Anyway, I believe we come from the same ideological base, you and I. For all that you didn’t sign the comment, I imagine that you are not a soldier’s mother – I’m not even sure if you are a soldier’s father. It could well be that you were a soldier, or perhaps not. So let me explain that my blog is called “A Soldier’s Mother” because what it does is open to others what I believe many soldiers’ mothers feel.
Deep in our hearts, as I told my mother-in-law when Elie was only 5 years old…and even then I guess I knew…what we feel is tremendous pride in their strength, tremendous gratitude for God having brought us to this moment to stand back and watch our boys become men.

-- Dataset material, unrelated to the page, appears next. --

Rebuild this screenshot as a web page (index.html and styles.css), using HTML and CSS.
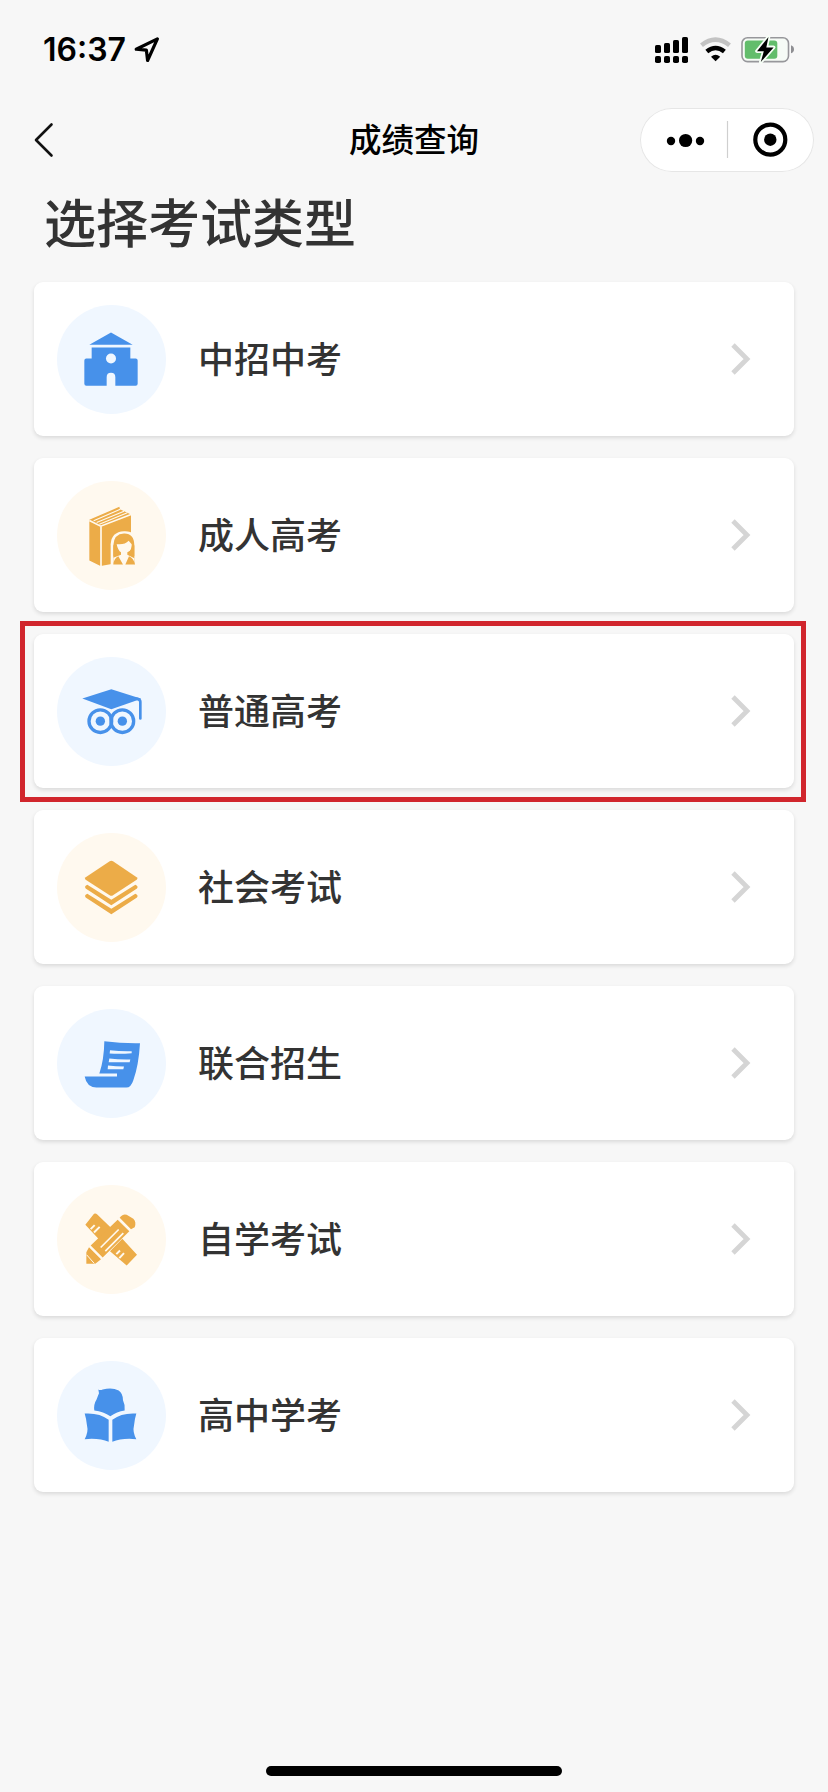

We feel honored and we have faith in their abilities…that is all for the outside world to see and inside, we are mothers and have a right to fear for our sons, we have the right to worry, we have the obligation and the need to pray.
And, with all that, I will never believe that the Arabs are dumb enough to believe that because we mothers worry, the IDF can’t do again what it did a few months ago in Gaza. I will never believe our sons feel themselves to be less than men, because in our eyes, they remain our children.
Our cannons and helicopters, our planes and tanks and artillery speak a language the understand, that they will listen to, or ignore at their peril. Our sons will know not just our doubts, but also our pride and in the end, it is our pride that they acknowledge, our love that they receive, and our dreams that they fulfill.